Task statement: Write out the material exactly, leaving every picture behind.

Source data:
══════

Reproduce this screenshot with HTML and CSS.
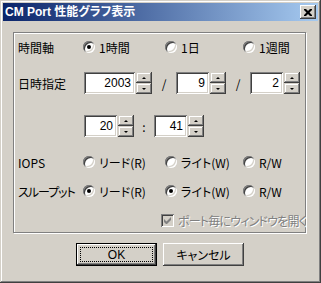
FILE: index.html
```html
<!DOCTYPE html>
<html lang="ja">
<head>
    <meta charset="UTF-8">
    <title>CM Port 性能グラフ表示</title>
    <link rel="stylesheet" href="styles.css">
</head>
<body>
    <div class="window">
        <div class="titlebar">
            <span class="title">CM Port 性能グラフ表示</span>
            <span class="close">
                <svg width="8" height="7" viewBox="0 0 8 7"><path d="M0 0h2l2 2 2-2h2v1l-2.5 2.5L8 6v1H6L4 5 2 7H0V6l2.5-2.5L0 1z" fill="#000"/></svg>
            </span>
        </div>

        <div class="client">
            <div class="group">
                <div class="row radios">
                    <div class="label">時間軸</div>
                    <div class="opt"><span class="radio on"></span>1時間</div>
                    <div class="opt"><span class="radio"></span>1日</div>
                    <div class="opt"><span class="radio"></span>1週間</div>
                </div>

                <div class="row fields date">
                    <div class="label wide">日時指定</div>
                    <div class="edit w51">2003</div>
                    <div class="spin"><span class="up"></span><span class="down"></span></div>
                    <div class="sep w24">/</div>
                    <div class="edit">9</div>
                    <div class="spin"><span class="up"></span><span class="down"></span></div>
                    <div class="sep w24">/</div>
                    <div class="edit">2</div>
                    <div class="spin"><span class="up"></span><span class="down"></span></div>
                </div>

                <div class="row fields time">
                    <div class="label wide"></div>
                    <div class="edit">20</div>
                    <div class="spin"><span class="up"></span><span class="down"></span></div>
                    <div class="sep w20">:</div>
                    <div class="edit">41</div>
                    <div class="spin"><span class="up"></span><span class="down"></span></div>
                </div>

                <div class="row radios iops">
                    <div class="label">IOPS</div>
                    <div class="opt"><span class="radio"></span>リード(R)</div>
                    <div class="opt"><span class="radio"></span>ライト(W)</div>
                    <div class="opt"><span class="radio"></span>R/W</div>
                </div>

                <div class="row radios thru">
                    <div class="label narrow">スループット</div>
                    <div class="opt"><span class="radio on"></span>リード(R)</div>
                    <div class="opt"><span class="radio on"></span>ライト(W)</div>
                    <div class="opt"><span class="radio"></span>R/W</div>
                </div>

                <div class="row check">
                    <span class="checkbox">
                        <svg width="7" height="7" viewBox="0 0 7 7"><path d="M0 2v3l2 2h1l4-4V0L2.5 4.5z" fill="#808080"/></svg>
                    </span>
                    <span class="disabled">ポート毎にウィンドウを開く</span>
                </div>
            </div>

            <div class="buttons">
                <div class="btn default"><span class="focus">OK</span></div>
                <div class="btn">キャンセル</div>
            </div>
        </div>
    </div>
</body>
</html>
```

FILE: styles.css
```css
* {
    margin: 0;
    padding: 0;
    box-sizing: border-box;
}

body {
    font-family: 'Noto Sans CJK JP', 'Liberation Sans', sans-serif;
    font-size: 12px;
    font-feature-settings: "palt";
    color: #000;
    background: #d4d0c8;
}

.window {
    width: 321px;
    height: 283px;
    padding: 3px;
    background: #d4d0c8;
    box-shadow: inset -1px -1px 0 #404040, inset 1px 1px 0 #d4d0c8,
                inset -2px -2px 0 #808080, inset 2px 2px 0 #ffffff;
}

.titlebar {
    height: 18px;
    display: flex;
    align-items: center;
    justify-content: space-between;
    padding: 0 2px;
    background: linear-gradient(90deg, #0a246a 0%, #a6caf0 100%);
}

.title {
    color: #fff;
    font-family: 'Liberation Sans', 'Noto Sans CJK JP', sans-serif;
    font-weight: 700;
    font-size: 12px;
    line-height: 18px;
}

.close {
    width: 16px;
    height: 14px;
    display: flex;
    align-items: center;
    justify-content: center;
    background: #d4d0c8;
    box-shadow: inset -1px -1px 0 #404040, inset 1px 1px 0 #ffffff,
                inset -2px -2px 0 #808080;
}

.close svg {
    margin-left: -1px;
}

.client {
    padding-top: 1px;
}

/* group box with etched edge */
.group {
    width: 293px;
    height: 201px;
    margin: 10px 0 0 10px;
    padding: 6px 0 0 4px;
    border: 1px solid #808080;
    box-shadow: inset 1px 1px 0 #fff, 1px 1px 0 #fff;
}

.row {
    display: flex;
    align-items: center;
}

.row > * {
    flex-shrink: 0;
}

.label {
    width: 65px;
    white-space: nowrap;
}

.label.wide {
    width: 66px;
}

.label.narrow {
    letter-spacing: -1px;
}

.radios {
    height: 16px;
}

.opt {
    display: flex;
    align-items: center;
    gap: 4px;
    width: 82px;
    white-space: nowrap;
}

.opt + .opt {
    width: 78px;
}

.opt:last-child {
    width: auto;
}

.radio {
    width: 12px;
    height: 12px;
    border-radius: 50%;
    background: #fff;
    position: relative;
    box-shadow: inset 1px 1px 0 #808080, inset -1px -1px 0 #fff,
                inset 2px 2px 0 #404040, inset -2px -2px 0 #d4d0c8;
}

.radio.on::after {
    content: '';
    position: absolute;
    left: 4px;
    top: 4px;
    width: 4px;
    height: 4px;
    border-radius: 50%;
    background: #000;
}

.fields {
    height: 22px;
}

.date {
    margin-top: 17px;
}

.time {
    margin-top: 21px;
}

.iops {
    margin-top: 17px;
}

.thru {
    margin-top: 13px;
}

.edit {
    width: 33px;
    height: 22px;
    padding-right: 4px;
    text-align: right;
    line-height: 22px;
    font-family: 'Liberation Sans', sans-serif;
    background: #fff;
    box-shadow: inset 1px 1px 0 #808080, inset -1px -1px 0 #fff,
                inset 2px 2px 0 #404040, inset -2px -2px 0 #d4d0c8;
}

.edit.w51 {
    width: 51px;
}

.spin {
    width: 16px;
    height: 22px;
    margin-left: 1px;
    display: flex;
    flex-direction: column;
}

.spin span {
    height: 11px;
    display: flex;
    align-items: center;
    justify-content: center;
    background: #d4d0c8;
    box-shadow: inset -1px -1px 0 #404040, inset 1px 1px 0 #d4d0c8,
                inset -2px -2px 0 #808080, inset 2px 2px 0 #fff;
}

.spin span::before {
    content: '';
    width: 0;
    height: 0;
    border-left: 2px solid transparent;
    border-right: 2px solid transparent;
}

.spin .up::before {
    border-bottom: 2px solid #000;
}

.spin .down::before {
    border-top: 2px solid #000;
}

.sep {
    text-align: center;
}

.w24 {
    width: 24px;
}

.w20 {
    width: 20px;
}

.check {
    height: 14px;
    margin-top: 14px;
    padding-left: 143px;
    gap: 4px;
}

.checkbox {
    width: 13px;
    height: 13px;
    display: flex;
    align-items: center;
    justify-content: center;
    background: #d4d0c8;
    box-shadow: inset 1px 1px 0 #808080, inset -1px -1px 0 #fff,
                inset 2px 2px 0 #404040, inset -2px -2px 0 #d4d0c8;
}

.disabled {
    color: #808080;
    text-shadow: 1px 1px 0 #fff;
    letter-spacing: -0.8px;
    white-space: nowrap;
}

.buttons {
    display: flex;
    gap: 6px;
    margin: 10px 0 0 73px;
}

.btn {
    width: 81px;
    height: 23px;
    display: flex;
    align-items: center;
    justify-content: center;
    background: #d4d0c8;
    box-shadow: inset -1px -1px 0 #404040, inset 1px 1px 0 #fff,
                inset -2px -2px 0 #808080;
}

.btn.default {
    box-shadow: inset 0 0 0 1px #000, inset -2px -2px 0 #404040,
                inset 2px 2px 0 #fff, inset -3px -3px 0 #808080;
}

.focus {
    width: 73px;
    height: 15px;
    display: flex;
    align-items: center;
    justify-content: center;
    border: 1px dotted #000;
    font-family: 'Liberation Sans', sans-serif;
}
```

══════

Complete output:
Reproduce this screenshot with HTML and CSS.
FILE: index.html
```html
<!DOCTYPE html>
<html lang="ja">
<head>
    <meta charset="UTF-8">
    <title>CM Port 性能グラフ表示</title>
    <link rel="stylesheet" href="styles.css">
</head>
<body>
    <div class="window">
        <div class="titlebar">
            <span class="title">CM Port 性能グラフ表示</span>
            <span class="close">
                <svg width="8" height="7" viewBox="0 0 8 7"><path d="M0 0h2l2 2 2-2h2v1l-2.5 2.5L8 6v1H6L4 5 2 7H0V6l2.5-2.5L0 1z" fill="#000"/></svg>
            </span>
        </div>

        <div class="client">
            <div class="group">
                <div class="row radios">
                    <div class="label">時間軸</div>
                    <div class="opt"><span class="radio on"></span>1時間</div>
                    <div class="opt"><span class="radio"></span>1日</div>
                    <div class="opt"><span class="radio"></span>1週間</div>
                </div>

                <div class="row fields date">
                    <div class="label wide">日時指定</div>
                    <div class="edit w51">2003</div>
                    <div class="spin"><span class="up"></span><span class="down"></span></div>
                    <div class="sep w24">/</div>
                    <div class="edit">9</div>
                    <div class="spin"><span class="up"></span><span class="down"></span></div>
                    <div class="sep w24">/</div>
                    <div class="edit">2</div>
                    <div class="spin"><span class="up"></span><span class="down"></span></div>
                </div>

                <div class="row fields time">
                    <div class="label wide"></div>
                    <div class="edit">20</div>
                    <div class="spin"><span class="up"></span><span class="down"></span></div>
                    <div class="sep w20">:</div>
                    <div class="edit">41</div>
                    <div class="spin"><span class="up"></span><span class="down"></span></div>
                </div>

                <div class="row radios iops">
                    <div class="label">IOPS</div>
                    <div class="opt"><span class="radio"></span>リード(R)</div>
                    <div class="opt"><span class="radio"></span>ライト(W)</div>
                    <div class="opt"><span class="radio"></span>R/W</div>
                </div>

                <div class="row radios thru">
                    <div class="label narrow">スループット</div>
                    <div class="opt"><span class="radio on"></span>リード(R)</div>
                    <div class="opt"><span class="radio on"></span>ライト(W)</div>
                    <div class="opt"><span class="radio"></span>R/W</div>
                </div>

                <div class="row check">
                    <span class="checkbox">
                        <svg width="7" height="7" viewBox="0 0 7 7"><path d="M0 2v3l2 2h1l4-4V0L2.5 4.5z" fill="#808080"/></svg>
                    </span>
                    <span class="disabled">ポート毎にウィンドウを開く</span>
                </div>
            </div>

            <div class="buttons">
                <div class="btn default"><span class="focus">OK</span></div>
                <div class="btn">キャンセル</div>
            </div>
        </div>
    </div>
</body>
</html>
```

FILE: styles.css
```css
* {
    margin: 0;
    padding: 0;
    box-sizing: border-box;
}

body {
    font-family: 'Noto Sans CJK JP', 'Liberation Sans', sans-serif;
    font-size: 12px;
    font-feature-settings: "palt";
    color: #000;
    background: #d4d0c8;
}

.window {
    width: 321px;
    height: 283px;
    padding: 3px;
    background: #d4d0c8;
    box-shadow: inset -1px -1px 0 #404040, inset 1px 1px 0 #d4d0c8,
                inset -2px -2px 0 #808080, inset 2px 2px 0 #ffffff;
}

.titlebar {
    height: 18px;
    display: flex;
    align-items: center;
    justify-content: space-between;
    padding: 0 2px;
    background: linear-gradient(90deg, #0a246a 0%, #a6caf0 100%);
}

.title {
    color: #fff;
    font-family: 'Liberation Sans', 'Noto Sans CJK JP', sans-serif;
    font-weight: 700;
    font-size: 12px;
    line-height: 18px;
}

.close {
    width: 16px;
    height: 14px;
    display: flex;
    align-items: center;
    justify-content: center;
    background: #d4d0c8;
    box-shadow: inset -1px -1px 0 #404040, inset 1px 1px 0 #ffffff,
                inset -2px -2px 0 #808080;
}

.close svg {
    margin-left: -1px;
}

.client {
    padding-top: 1px;
}

/* group box with etched edge */
.group {
    width: 293px;
    height: 201px;
    margin: 10px 0 0 10px;
    padding: 6px 0 0 4px;
    border: 1px solid #808080;
    box-shadow: inset 1px 1px 0 #fff, 1px 1px 0 #fff;
}

.row {
    display: flex;
    align-items: center;
}

.row > * {
    flex-shrink: 0;
}

.label {
    width: 65px;
    white-space: nowrap;
}

.label.wide {
    width: 66px;
}

.label.narrow {
    letter-spacing: -1px;
}

.radios {
    height: 16px;
}

.opt {
    display: flex;
    align-items: center;
    gap: 4px;
    width: 82px;
    white-space: nowrap;
}

.opt + .opt {
    width: 78px;
}

.opt:last-child {
    width: auto;
}

.radio {
    width: 12px;
    height: 12px;
    border-radius: 50%;
    background: #fff;
    position: relative;
    box-shadow: inset 1px 1px 0 #808080, inset -1px -1px 0 #fff,
                inset 2px 2px 0 #404040, inset -2px -2px 0 #d4d0c8;
}

.radio.on::after {
    content: '';
    position: absolute;
    left: 4px;
    top: 4px;
    width: 4px;
    height: 4px;
    border-radius: 50%;
    background: #000;
}

.fields {
    height: 22px;
}

.date {
    margin-top: 17px;
}

.time {
    margin-top: 21px;
}

.iops {
    margin-top: 17px;
}

.thru {
    margin-top: 13px;
}

.edit {
    width: 33px;
    height: 22px;
    padding-right: 4px;
    text-align: right;
    line-height: 22px;
    font-family: 'Liberation Sans', sans-serif;
    background: #fff;
    box-shadow: inset 1px 1px 0 #808080, inset -1px -1px 0 #fff,
                inset 2px 2px 0 #404040, inset -2px -2px 0 #d4d0c8;
}

.edit.w51 {
    width: 51px;
}

.spin {
    width: 16px;
    height: 22px;
    margin-left: 1px;
    display: flex;
    flex-direction: column;
}

.spin span {
    height: 11px;
    display: flex;
    align-items: center;
    justify-content: center;
    background: #d4d0c8;
    box-shadow: inset -1px -1px 0 #404040, inset 1px 1px 0 #d4d0c8,
                inset -2px -2px 0 #808080, inset 2px 2px 0 #fff;
}

.spin span::before {
    content: '';
    width: 0;
    height: 0;
    border-left: 2px solid transparent;
    border-right: 2px solid transparent;
}

.spin .up::before {
    border-bottom: 2px solid #000;
}

.spin .down::before {
    border-top: 2px solid #000;
}

.sep {
    text-align: center;
}

.w24 {
    width: 24px;
}

.w20 {
    width: 20px;
}

.check {
    height: 14px;
    margin-top: 14px;
    padding-left: 143px;
    gap: 4px;
}

.checkbox {
    width: 13px;
    height: 13px;
    display: flex;
    align-items: center;
    justify-content: center;
    background: #d4d0c8;
    box-shadow: inset 1px 1px 0 #808080, inset -1px -1px 0 #fff,
                inset 2px 2px 0 #404040, inset -2px -2px 0 #d4d0c8;
}

.disabled {
    color: #808080;
    text-shadow: 1px 1px 0 #fff;
    letter-spacing: -0.8px;
    white-space: nowrap;
}

.buttons {
    display: flex;
    gap: 6px;
    margin: 10px 0 0 73px;
}

.btn {
    width: 81px;
    height: 23px;
    display: flex;
    align-items: center;
    justify-content: center;
    background: #d4d0c8;
    box-shadow: inset -1px -1px 0 #404040, inset 1px 1px 0 #fff,
                inset -2px -2px 0 #808080;
}

.btn.default {
    box-shadow: inset 0 0 0 1px #000, inset -2px -2px 0 #404040,
                inset 2px 2px 0 #fff, inset -3px -3px 0 #808080;
}

.focus {
    width: 73px;
    height: 15px;
    display: flex;
    align-items: center;
    justify-content: center;
    border: 1px dotted #000;
    font-family: 'Liberation Sans', sans-serif;
}
```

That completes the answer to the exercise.